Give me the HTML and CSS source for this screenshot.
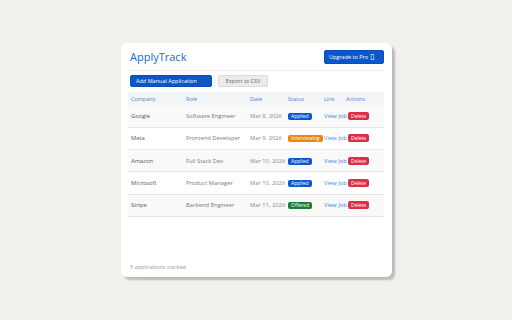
FILE: index.html
```html
<!DOCTYPE html>
<html>
<head>
<meta charset="utf-8">
<link rel="stylesheet" href="styles.css">
</head>
<body>
<div class="card">
  <div class="header">
    <h1 class="title">ApplyTrack</h1>
    <button class="btn btn-primary btn-upgrade">Upgrade to Pro <span class="lock">▯</span></button>
  </div>
  <div class="toolbar">
    <button class="btn btn-primary btn-add">Add Manual Application</button>
    <button class="btn btn-secondary btn-export">Export to CSV</button>
  </div>
  <table class="apps">
    <colgroup>
      <col class="c-company"><col class="c-role"><col class="c-date"><col class="c-status"><col class="c-link"><col class="c-actions">
    </colgroup>
    <thead>
      <tr><th>Company</th><th>Role</th><th>Date</th><th>Status</th><th>Link</th><th>Actions</th></tr>
    </thead>
    <tbody>
      <tr><td class="company">Google</td><td class="role">Software Engineer</td><td class="date">Mar 8, 2026</td><td><span class="badge applied">Applied</span></td><td><a class="link">View Job</a></td><td><button class="del">Delete</button></td></tr>
      <tr><td class="company">Meta</td><td class="role">Frontend Developer</td><td class="date">Mar 9, 2026</td><td><span class="badge interviewing">Interviewing</span></td><td><a class="link">View Job</a></td><td><button class="del">Delete</button></td></tr>
      <tr><td class="company">Amazon</td><td class="role">Full Stack Dev</td><td class="date">Mar 10, 2026</td><td><span class="badge applied">Applied</span></td><td><a class="link">View Job</a></td><td><button class="del">Delete</button></td></tr>
      <tr><td class="company">Microsoft</td><td class="role">Product Manager</td><td class="date">Mar 10, 2026</td><td><span class="badge applied">Applied</span></td><td><a class="link">View Job</a></td><td><button class="del">Delete</button></td></tr>
      <tr><td class="company">Stripe</td><td class="role">Backend Engineer</td><td class="date">Mar 11, 2026</td><td><span class="badge offered">Offered</span></td><td><a class="link">View Job</a></td><td><button class="del">Delete</button></td></tr>
    </tbody>
  </table>
  <div class="footer">5 applications tracked</div>
</div>
</body>
</html>
```
FILE: styles.css
```css
* { box-sizing: border-box; }
html, body { margin: 0; padding: 0; }
body {
  width: 512px;
  height: 320px;
  background: #f1f0ed;
  font-family: "Open Sans", "Noto Sans", sans-serif;
  padding: 43px 0 0 121px;
}
.card {
  width: 271px;
  height: 234px;
  background: #fff;
  border-radius: 6px;
  box-shadow: 3px 3px 2px rgba(0,0,0,0.22);
  padding: 0 8px 6px 7px;
  display: flex;
  flex-direction: column;
}
.header {
  display: flex;
  align-items: center;
  justify-content: space-between;
  height: 28px;
  border-bottom: 1px solid #ececec;
  padding-left: 2px;
}
.title {
  margin: 0;
  font-size: 11px;
  font-weight: 400;
  color: #1a66c9;
}
.btn {
  font-family: inherit;
  border-radius: 2px;
  padding: 0;
  cursor: pointer;
  display: flex;
  align-items: center;
}
.btn-primary {
  background: #0b57c9;
  color: #fff;
  border: 1px solid #0a4fb8;
}
.btn-upgrade {
  width: 60px;
  height: 14px;
  font-size: 5.5px;
  padding-left: 4px;
}
.lock {
  margin-left: 2px;
  font-family: "DejaVu Sans", sans-serif;
  font-size: 8px;
  line-height: 8px;
}
.toolbar {
  display: flex;
  gap: 6px;
  padding: 4px 0 0 2px;
}
.btn-add {
  width: 82px;
  height: 12px;
  font-size: 5.5px;
  padding-left: 5px;
}
.btn-secondary {
  background: #ebebeb;
  color: #666;
  border: 1px solid #dcdcdc;
}
.btn-export {
  width: 50px;
  height: 12px;
  font-size: 5.5px;
  justify-content: center;
}
.apps {
  margin-top: 5px;
  width: 256px;
  border-collapse: collapse;
  table-layout: fixed;
  font-size: 5.8px;
}
.c-company { width: 55px; }
.c-role { width: 64px; }
.c-date { width: 38px; }
.c-status { width: 36px; }
.c-link { width: 22px; }
.c-actions { width: 41px; }
.apps th {
  background: #f4f5f7;
  color: #4d86d6;
  font-weight: 400;
  text-align: left;
  height: 13px;
  padding: 0 0 0 3px;
  white-space: nowrap;
  font-size: 5.5px;
}
.apps td {
  height: 22.33px;
  padding: 0 0 0 3px;
  border-bottom: 1px solid #e6e6e6;
  white-space: nowrap;
  vertical-align: middle;
}
.apps tbody tr:nth-child(odd) td { background: #f9f9f9; }
.company { color: #555; }
.role { color: #777; }
.date { color: #8a8a8a; }
.badge {
  display: inline-block;
  color: #fff;
  font-size: 5px;
  line-height: 7px;
  padding: 0 3px;
  border-radius: 2px;
}
.applied { background: #0b57d0; }
.interviewing { background: #e8890c; }
.offered { background: #1e7d32; }
.link { color: #3f7fd6; }
.del {
  background: #dc2f45;
  color: #fff;
  border: none;
  border-radius: 2px;
  font-family: inherit;
  font-size: 5px;
  line-height: 8px;
  padding: 0 3px;
  margin-left: 2px;
}
.footer {
  margin-top: auto;
  padding-left: 2px;
  font-size: 5.5px;
  color: #999;
}
```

* **Goal**:
Write out each line of the data exactly; the images should be left out.

* **Full output**:
Give me the HTML and CSS source for this screenshot.
FILE: index.html
```html
<!DOCTYPE html>
<html>
<head>
<meta charset="utf-8">
<link rel="stylesheet" href="styles.css">
</head>
<body>
<div class="card">
  <div class="header">
    <h1 class="title">ApplyTrack</h1>
    <button class="btn btn-primary btn-upgrade">Upgrade to Pro <span class="lock">▯</span></button>
  </div>
  <div class="toolbar">
    <button class="btn btn-primary btn-add">Add Manual Application</button>
    <button class="btn btn-secondary btn-export">Export to CSV</button>
  </div>
  <table class="apps">
    <colgroup>
      <col class="c-company"><col class="c-role"><col class="c-date"><col class="c-status"><col class="c-link"><col class="c-actions">
    </colgroup>
    <thead>
      <tr><th>Company</th><th>Role</th><th>Date</th><th>Status</th><th>Link</th><th>Actions</th></tr>
    </thead>
    <tbody>
      <tr><td class="company">Google</td><td class="role">Software Engineer</td><td class="date">Mar 8, 2026</td><td><span class="badge applied">Applied</span></td><td><a class="link">View Job</a></td><td><button class="del">Delete</button></td></tr>
      <tr><td class="company">Meta</td><td class="role">Frontend Developer</td><td class="date">Mar 9, 2026</td><td><span class="badge interviewing">Interviewing</span></td><td><a class="link">View Job</a></td><td><button class="del">Delete</button></td></tr>
      <tr><td class="company">Amazon</td><td class="role">Full Stack Dev</td><td class="date">Mar 10, 2026</td><td><span class="badge applied">Applied</span></td><td><a class="link">View Job</a></td><td><button class="del">Delete</button></td></tr>
      <tr><td class="company">Microsoft</td><td class="role">Product Manager</td><td class="date">Mar 10, 2026</td><td><span class="badge applied">Applied</span></td><td><a class="link">View Job</a></td><td><button class="del">Delete</button></td></tr>
      <tr><td class="company">Stripe</td><td class="role">Backend Engineer</td><td class="date">Mar 11, 2026</td><td><span class="badge offered">Offered</span></td><td><a class="link">View Job</a></td><td><button class="del">Delete</button></td></tr>
    </tbody>
  </table>
  <div class="footer">5 applications tracked</div>
</div>
</body>
</html>
```
FILE: styles.css
```css
* { box-sizing: border-box; }
html, body { margin: 0; padding: 0; }
body {
  width: 512px;
  height: 320px;
  background: #f1f0ed;
  font-family: "Open Sans", "Noto Sans", sans-serif;
  padding: 43px 0 0 121px;
}
.card {
  width: 271px;
  height: 234px;
  background: #fff;
  border-radius: 6px;
  box-shadow: 3px 3px 2px rgba(0,0,0,0.22);
  padding: 0 8px 6px 7px;
  display: flex;
  flex-direction: column;
}
.header {
  display: flex;
  align-items: center;
  justify-content: space-between;
  height: 28px;
  border-bottom: 1px solid #ececec;
  padding-left: 2px;
}
.title {
  margin: 0;
  font-size: 11px;
  font-weight: 400;
  color: #1a66c9;
}
.btn {
  font-family: inherit;
  border-radius: 2px;
  padding: 0;
  cursor: pointer;
  display: flex;
  align-items: center;
}
.btn-primary {
  background: #0b57c9;
  color: #fff;
  border: 1px solid #0a4fb8;
}
.btn-upgrade {
  width: 60px;
  height: 14px;
  font-size: 5.5px;
  padding-left: 4px;
}
.lock {
  margin-left: 2px;
  font-family: "DejaVu Sans", sans-serif;
  font-size: 8px;
  line-height: 8px;
}
.toolbar {
  display: flex;
  gap: 6px;
  padding: 4px 0 0 2px;
}
.btn-add {
  width: 82px;
  height: 12px;
  font-size: 5.5px;
  padding-left: 5px;
}
.btn-secondary {
  background: #ebebeb;
  color: #666;
  border: 1px solid #dcdcdc;
}
.btn-export {
  width: 50px;
  height: 12px;
  font-size: 5.5px;
  justify-content: center;
}
.apps {
  margin-top: 5px;
  width: 256px;
  border-collapse: collapse;
  table-layout: fixed;
  font-size: 5.8px;
}
.c-company { width: 55px; }
.c-role { width: 64px; }
.c-date { width: 38px; }
.c-status { width: 36px; }
.c-link { width: 22px; }
.c-actions { width: 41px; }
.apps th {
  background: #f4f5f7;
  color: #4d86d6;
  font-weight: 400;
  text-align: left;
  height: 13px;
  padding: 0 0 0 3px;
  white-space: nowrap;
  font-size: 5.5px;
}
.apps td {
  height: 22.33px;
  padding: 0 0 0 3px;
  border-bottom: 1px solid #e6e6e6;
  white-space: nowrap;
  vertical-align: middle;
}
.apps tbody tr:nth-child(odd) td { background: #f9f9f9; }
.company { color: #555; }
.role { color: #777; }
.date { color: #8a8a8a; }
.badge {
  display: inline-block;
  color: #fff;
  font-size: 5px;
  line-height: 7px;
  padding: 0 3px;
  border-radius: 2px;
}
.applied { background: #0b57d0; }
.interviewing { background: #e8890c; }
.offered { background: #1e7d32; }
.link { color: #3f7fd6; }
.del {
  background: #dc2f45;
  color: #fff;
  border: none;
  border-radius: 2px;
  font-family: inherit;
  font-size: 5px;
  line-height: 8px;
  padding: 0 3px;
  margin-left: 2px;
}
.footer {
  margin-top: auto;
  padding-left: 2px;
  font-size: 5.5px;
  color: #999;
}
```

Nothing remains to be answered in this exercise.